Но что-то во мне неизменно отзывалось на Суворова. Вот и сейчас хотелось поддержать его. Вопреки всему. Взять и подойти, спросить, не нужно ли ему чего. И это после всего, что он совершил со мной…
Но я удержалась и просто стояла, застигнутая странной бурей чувств, и смотрела, как он медленно шагает ко мне, разглядывая этим своим пытливым взглядом, словно ученый необычную форму жизни под микроскопом.
— Ты не сбежала, — констатировал он сухим надтреснутым голосом, проводя рукой по густой растрепанной шевелюре, а потом, тяжело выпустив из легких воздух, устало позвал: — Пойдем на кухню.
Я поплелась следом, невольно любуясь завораживающей грацией идущего передо мной мужчины. Большой и сильный, сейчас он шел с опущенными плечами, как будто вся тяжесть мира упала на его плечи. В этом мы похожи — оба готовы на всё ради своих матерей.
На кухне он упал в широкое кресло возле камина, заваленное подушками. Горящие поленья тихо потрескивали. Я впервые видела настоящий камин и была околдована игрой огня и красными отблесками на утомленном лице сидящего Суворова. Свет мы так и не включили.
Я осторожно подошла и села в кресло напротив, внезапно ощутив, что безмерно устала, а тело чуть подрагивает. На дворе глубокая ночь, я пережила попытку изнасилования, очередную стычку с Суворовым. Мозг работал на пределе и вдруг… просто выключился. Я блаженно утонула в большом уютном кресле, мечтая о сне. И даже мой противник не казался таким уж грозным, скорее расслабленным хищником после удачной охоты. Я беззастенчиво его рассматривала, наверное, впервые в жизни такого беззащитного и спокойного. И, боже, такого невообразимо красивого. Он незаслуженно наделен идеальной внешностью.
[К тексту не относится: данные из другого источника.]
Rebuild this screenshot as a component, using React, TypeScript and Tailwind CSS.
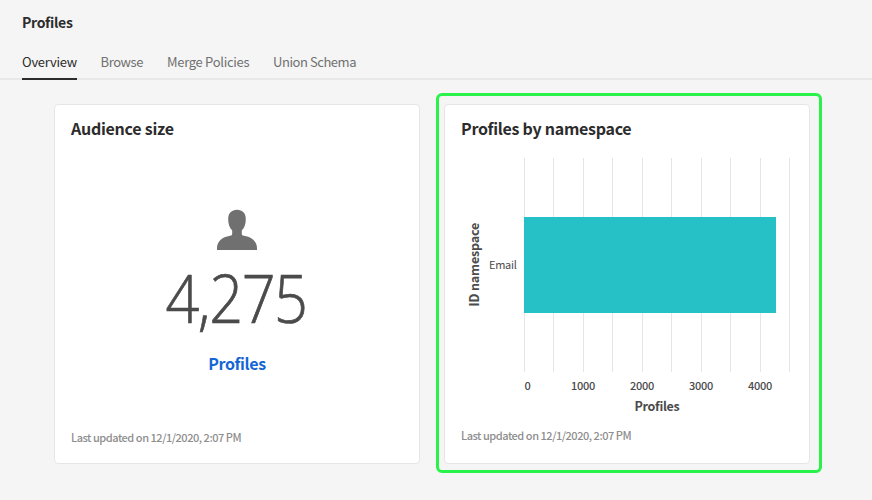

Несправедливо, что она продолжает меня завораживать.
— Почему ты не сбежала? — открыл он глаза и проговорил медленно, словно каждый звук давался с трудом. А я вздрогнула от внезапно раздавшегося вопроса и ответила честно:
— Не знаю. Я хотела, но потом решила остаться.
— Зачем? Я не стал бы задерживать.
Выпрямившись, я смотрела на Максима и пыталась понять, что с ним происходит. Почему он не стал бы мешать мне уйти? И почему говорит таким безэмоциональным тоном?